Once the migration is done, we should probably phase out the deployment-tin and deployment-mira hosts.
@hashar Can we change Jenkins config to use the new host per Krinkle's question above?
<Krenair> thcipriani, where are we with deployment-deploy01?
<thcipriani> I looked at it Friday, it looks ready to go to me.
<Krenair> cool so we just get someone with integration privileges to swap jenkins to using the new host?
<thcipriani> yep, we'll need to make it the deploy master so that it's unlocked for deployments
<thcipriani> I can add it to jenkins and re-point the labels appropriately, that's on my todo list for this week.

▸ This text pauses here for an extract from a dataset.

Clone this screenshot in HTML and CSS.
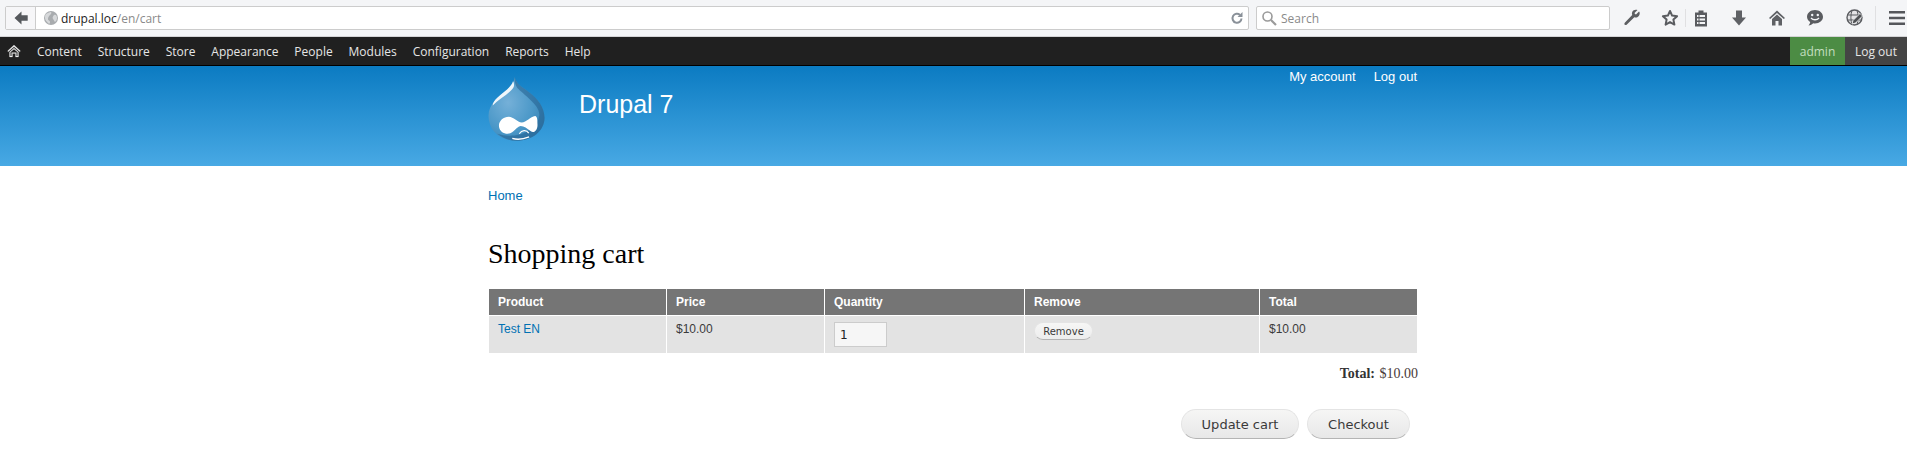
FILE: index.html
```html
<!DOCTYPE html>
<html lang="en">
<head>
<meta charset="utf-8">
<title>Shopping cart | Drupal 7</title>
<link rel="stylesheet" href="styles.css">
</head>
<body>
<div class="chrome">
  <div class="urlbar">
    <span class="back"><svg width="16" height="16" viewBox="0 0 16 16"><path d="M8.500 1.500 1.500 8l7 6.500V10.800h6.200V5.200H8.500z" fill="#55585c"/></svg></span>
    <span class="globe"><svg width="16" height="16" viewBox="0 0 16 16"><circle cx="8" cy="8" r="7" fill="#a8abae"/><path d="M3 4c2-1 3-2 5-2 1 1 0 2-1 3S5 7 5 9s2 1 2 3-1 2-2 1-3-3-3-5 0-3 1-4zm8 1c2-1 3 1 3 3s-1 3-2 4c-1-1-1-2-2-3s0-3 1-4z" fill="#d6d8da"/></svg></span>
    <span class="url"><span class="host">drupal.loc</span>/en/cart</span>
    <span class="reload"><svg width="14" height="14" viewBox="0 0 14 14"><path d="M11.500 7.500a4.500 4.500 0 1 1-1.500-3.600" fill="none" stroke="#8a9199" stroke-width="2"/><path d="M12.500 1v5h-5z" fill="#8a9199"/></svg></span>
  </div>
  <div class="searchbar">
    <svg width="16" height="16" viewBox="0 0 16 16"><circle cx="6.500" cy="6.500" r="4.500" fill="none" stroke="#9a9a9a" stroke-width="1.600"/><path d="m10 10 5 5" stroke="#9a9a9a" stroke-width="2.200"/></svg>
    <span>Search</span>
  </div>
  <div class="tools">
    <svg class="t-wrench" width="18" height="18" viewBox="0 0 18 18"><path d="M16 2.500 13 5.500l-1-.5-.5-1 3-3c-2-.8-4.500 0-5.300 2-.4 1-.4 2 0 3L2 13.500c-1 1-.8 2.500.5 2.500.5 0 1-.2 1.400-.6l7.400-7.100c1 .4 2 .4 3 0 2-.9 2.900-3.300 2.200-5.300z" fill="#5d5f62"/></svg>
    <svg class="t-star" width="18" height="18" viewBox="0 0 18 18"><path d="m9 2 2.100 4.600 5 .6-3.700 3.400 1 5L9 13.100l-4.400 2.500 1-5L1.900 7.200l5-.6z" fill="none" stroke="#5a5c60" stroke-width="2" stroke-linejoin="round"/></svg>
    <span class="t-sep"></span>
    <svg class="t-clip" width="16" height="18" viewBox="0 0 16 18"><path d="M5.500 1.500h5v2H14v14H2v-14h3.500z" fill="#5a5c60"/><path d="M4 6h1.500v2H4zm2.500 0H12v2H6.500zM4 9.500h1.500v2H4zm2.500 0H12v2H6.500zM4 13h1.500v2H4zm2.500 0H12v2H6.500z" fill="#f4f5f7"/></svg>
    <svg class="t-down" width="16" height="18" viewBox="0 0 16 18"><path d="M5 1.500h6v7h4l-7 8-7-8h4z" fill="#5f6165"/></svg>
    <svg class="t-home" width="18" height="18" viewBox="0 0 18 18"><path d="m9 1.500 8 7.500-1.200 1L9 4 2.200 10 1 9zM9 5.500l5 4.500v6.500h-3.500V12h-3v4.500H4V10z" fill="#5f6165"/></svg>
    <svg class="t-chat" width="18" height="18" viewBox="0 0 18 18"><path d="M9 1c4.400 0 8 2.900 8 6.800s-3.600 6.700-8 6.700c-.7 0-1.200 0-1.800-.2-1 1-2.700 2-4.700 2.200.8-.9 1.500-2 1.700-3.400C2.300 12 1 10 1 7.800 1 3.900 4.600 1 9 1z" fill="#5a5c60"/><circle cx="6.200" cy="6" r="1.200" fill="#f4f5f7"/><circle cx="11.800" cy="6" r="1.200" fill="#f4f5f7"/><path d="M5 9c2 2.300 6 2.300 8 0" fill="none" stroke="#f4f5f7" stroke-width="1.300"/></svg>
    <svg class="t-globe" width="18" height="18" viewBox="0 0 18 18"><circle cx="8.500" cy="8.500" r="7.500" fill="#e4e4e6" stroke="#5a5c60" stroke-width="1.400"/><path d="M1 6h15M1 11h15M6 1.500c-1.500 4-1.500 10 0 14M11 1.500c1.500 4 1.500 10 0 14" fill="none" stroke="#5a5c60"/><path d="m6 15 1-3.500 7-7 2.500 2.500-7 7z" fill="#4f5154" stroke="#f4f5f7" stroke-width=".8"/></svg>
    <span class="t-sep t-sep-b"></span>
    <svg class="t-menu" width="18" height="16" viewBox="0 0 18 16"><path d="M1 1h16v2.600H1zm0 5.700h16v2.600H1zm0 5.700h16V15H1z" fill="#55575b"/></svg>
  </div>
</div>
<nav class="adminbar">
  <a class="admin-home" href="#"><svg width="14" height="14" viewBox="0 0 14 14"><path d="M7 1 .5 7l.8.8L7 2.700l5.700 5.100.8-.8zM2.500 8v5h3V9.500h3V13h3V8L7 4z" fill="#eee" stroke="#eee" stroke-width=".2"/><path d="M3.500 8.300V12h1V8.500h5V12h1V8.300L7 5.300z" fill="#202020"/></svg></a>
  <a href="#">Content</a>
  <a href="#">Structure</a>
  <a href="#">Store</a>
  <a href="#">Appearance</a>
  <a href="#">People</a>
  <a href="#">Modules</a>
  <a href="#">Configuration</a>
  <a href="#">Reports</a>
  <a href="#">Help</a>
  <span class="admin-space"></span>
  <a class="admin-user" href="#">admin</a>
  <a class="admin-out" href="#">Log out</a>
</nav>
<header class="site-header">
  <div class="container header-inner">
    <svg class="logo" width="73.500" height="85" viewBox="0 0 210 240" preserveAspectRatio="none">
      <defs>
        <radialGradient id="drop" cx="0.35" cy="0.4" r="0.75"><stop offset="0" stop-color="#75b0d8"/><stop offset="0.6" stop-color="#4b98c8"/><stop offset="1" stop-color="#3580b2"/></radialGradient>
      </defs>
      <path d="M105 20C108 38 125 48 145 62 170 80 190 105 190 135 190 172 155 200 110 200 65 200 30 172 30 130 30 95 60 75 80 58 92 48 102 38 105 20Z" fill="url(#drop)"/>
      <path d="M105 20C108 38 125 48 145 62 170 80 190 105 190 135 190 172 155 200 110 200 90 200 70 192 55 180 100 195 165 180 175 130 180 100 130 70 112 50 106 42 104 30 105 20Z" fill="#235f8e" opacity=".55"/>
      <path d="M100 32C95 50 70 65 55 78 48 85 42 92 42 100 60 80 90 68 102 48 104 42 103 36 100 32Z" fill="#fff" opacity=".9"/>
      <path d="M60 160C58 145 72 132 88 132 102 132 112 148 125 148 138 148 150 132 163 130 170 130 170 145 170 155 170 170 160 180 150 172 140 165 132 158 122 158 108 160 105 178 85 180 72 180 62 172 60 160Z" fill="#fff"/>
      <path d="M118 180C125 170 138 168 145 178" fill="none" stroke="#fff" stroke-width="3.500"/>
      <path d="M98 193C115 198 130 195 146 189" fill="none" stroke="#fff" stroke-width="4"/>
    </svg>
    <a class="site-name" href="#">Drupal 7</a>
    <ul class="secondary">
      <li><a href="#">My account</a></li>
      <li><a href="#">Log out</a></li>
    </ul>
  </div>
</header>
<main class="container main">
  <div class="breadcrumb"><a href="#">Home</a></div>
  <h1>Shopping cart</h1>
  <table class="cart">
    <thead>
      <tr><th class="c1">Product</th><th class="c2">Price</th><th class="c3">Quantity</th><th class="c4">Remove</th><th>Total</th></tr>
    </thead>
    <tbody>
      <tr>
        <td><a href="#">Test EN</a></td>
        <td>$10.00</td>
        <td><input class="qty" type="text" value="1"></td>
        <td><button class="remove" type="button">Remove</button></td>
        <td>$10.00</td>
      </tr>
    </tbody>
  </table>
  <div class="total"><strong>Total:</strong> <span>$10.00</span></div>
  <div class="actions">
    <button class="btn" type="button">Update cart</button>
    <button class="btn" type="button">Checkout</button>
  </div>
</main>
</body>
</html>
```
FILE: styles.css
```css
* { box-sizing: border-box; }
html, body { margin: 0; padding: 0; background: #fff; }
body { font-family: "Liberation Sans", Arial, sans-serif; font-size: 14px; color: #3b3b3b; overflow: hidden; }
a { text-decoration: none; }

.chrome { height: 37px; background: #f4f5f7; border-bottom: 1px solid #d4d4d6; display: flex; align-items: flex-start; padding: 6px 0 0 5px; font-family: "Open Sans", sans-serif; }
.urlbar { width: 1244px; height: 24px; margin-right: 7px; background: #fff; border: 1px solid #ccc; border-radius: 2px; display: flex; align-items: center; font-size: 12px; flex: none; }
.back { width: 30px; height: 22px; border-right: 1px solid #ccc; background: #f6f6f8; display: flex; align-items: center; justify-content: center; }
.globe { display: flex; margin-left: 7px; }
.url { margin-left: 2px; color: #8a8a8a; }
.host { color: #222; }
.reload { margin-left: auto; height: 22px; width: 18px; display: flex; align-items: center; }
.searchbar { width: 354px; height: 24px; background: #fff; border: 1px solid #ccc; border-radius: 2px; display: flex; align-items: center; gap: 4px; padding-left: 4px; color: #8a8a8a; font-size: 12px; flex: none; }
.tools { flex: 1; height: 24px; display: flex; align-items: center; padding-left: 13px; }
.tools svg { flex: none; }
.t-wrench { margin-right: 20px; }
.t-star { margin-right: 6px; }
.t-sep { width: 1px; height: 18px; background: #e0e0e2; margin-right: 7px; flex: none; }
.t-clip { margin-right: 22px; }
.t-down { margin-right: 21px; }
.t-home { margin-right: 20px; }
.t-chat { margin-right: 22px; }
.t-globe { margin-right: 11px; }
.t-sep-b { height: 24px; margin-right: 12px; }

.adminbar { height: 29px; background: #202020; border-bottom: 1px solid #000; display: flex; align-items: stretch; font-family: "Open Sans", sans-serif; font-size: 12px; }
.adminbar a { color: #e6e6e6; padding: 1px 7.96px 0; line-height: 28px; }
.adminbar .admin-home { padding: 0 7px; display: flex; align-items: center; margin-right: 1px; }
.admin-space { flex: 1; }
.adminbar .admin-user { background: #4c8c44; color: #c4dfc0; width: 55px; padding: 1px 0 0; text-align: center; }
.adminbar .admin-out { background: #444; width: 62px; padding: 1px 0 0; text-align: center; }

.site-header { height: 100px; background: linear-gradient(#0b7bc2, #48a9e4); overflow: hidden; }
.container { width: 928px; margin-left: calc(50% - 464.5px); }
.header-inner { display: flex; align-items: flex-start; }
.logo { margin: 4px 0 0 -11.5px; flex: none; }
.site-name { color: #fff; font-size: 25px; line-height: 30px; margin: 23px 0 0 28px; }
.secondary { list-style: none; margin: 3px 0 0 auto; padding: 0; display: flex; gap: 18px; font-size: 13px; line-height: 16px; }
.secondary a { color: #fff; }

.main { padding-top: 22px; }
.breadcrumb { font-size: 13px; line-height: 16px; margin-left: -1px; }
.breadcrumb a, .cart a { color: #0071b3; }
h1 { font-family: "Liberation Serif", serif; font-weight: 400; font-size: 28px; line-height: 36px; color: #000; margin: 32px 0 17px -1px; }

.cart { width: 928px; border-collapse: separate; border-spacing: 0; table-layout: fixed; font-size: 12px; }
.cart th { background: #757575; color: #fff; text-align: left; font-weight: 700; height: 27px; padding: 0 9px 1px; border-right: 1px solid #fff; border-bottom: 1px solid #fff; }
.cart td { background: #e3e3e3; height: 37px; vertical-align: top; padding: 6px 9px 0; border-right: 1px solid #fff; line-height: 15px; color: #3b3b3b; }
.cart th:last-child, .cart td:last-child { border-right: 0; }
.c1 { width: 178px; }
.c2 { width: 158px; }
.c3 { width: 200px; }
.c4 { width: 235px; }
.qty { width: 53px; height: 25px; margin: 0; padding: 0 5px; border: 1px solid #ccc; background: #f6f6f6; color: #222; font: 12px "DejaVu Sans", sans-serif; }
.remove { height: 18px; width: 59px; padding: 0; margin: 0; border: 1px solid #e4e4e4; border-bottom-color: #b4b4b4; border-radius: 10px; background: linear-gradient(#f6f6f5, #ededed); font: 10px "DejaVu Sans", sans-serif; color: #3a3a3a; }

.total { font-family: "Liberation Serif", serif; font-size: 14px; word-spacing: 1px; line-height: 16px; color: #4a3a3a; text-align: right; margin: 13px -1px 0 0; }
.total strong { color: #333; }
.actions { display: flex; justify-content: flex-end; gap: 8px; margin: 27px 7px 0 0; }
.btn { height: 30px; padding: 0; border: 1px solid #e4e4e4; border-bottom-color: #b4b4b4; border-radius: 15px; background: linear-gradient(#f6f6f5, #e8e8e8); font: 13px "DejaVu Sans", sans-serif; color: #3a3a3a; }
.btn:first-child { width: 118px; }
.btn:last-child { width: 103px; }
```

Change 449520 had a related patch set uploaded (by Thcipriani; owner: Thcipriani):
[operations/puppet@production] Beta: ensure deployment-deploy01 is a co-master
Change 449521 had a related patch set uploaded (by Thcipriani; owner: Thcipriani):
[operations/puppet@production] Beta: Make deployment-deploy01 main deploy server
Change 449520 merged by Dzahn:
[operations/puppet@production] Beta: ensure deployment-deploy01 is a co-master
Since https://gerrit.wikimedia.org/r/#/c/operations/puppet/+/449219/ got merged, puppet has failed to compile catalog on deployment-tin and deployment-mira, and I think the only real way forward is to get rid of them soon. Luckily deploy01 is almost there?
deploy01 is currently handling all the beta-* jobs on jenkins. I tested scap3 deployment from deploy01. I've cherry-picked https://gerrit.wikimedia.org/r/#/c/operations/puppet/+/449521/ so deploy01 is now acting as the main deployment server.
Probably ought to make a deploy02 and then shutdown deployment-tin and deployment-mira.
Change 449521 merged by Dzahn:
[operations/puppet@production] Beta: Make deployment-deploy01 main deploy server
I think I misunderstood something about the npm thing and I don't think my patch for it worked after all.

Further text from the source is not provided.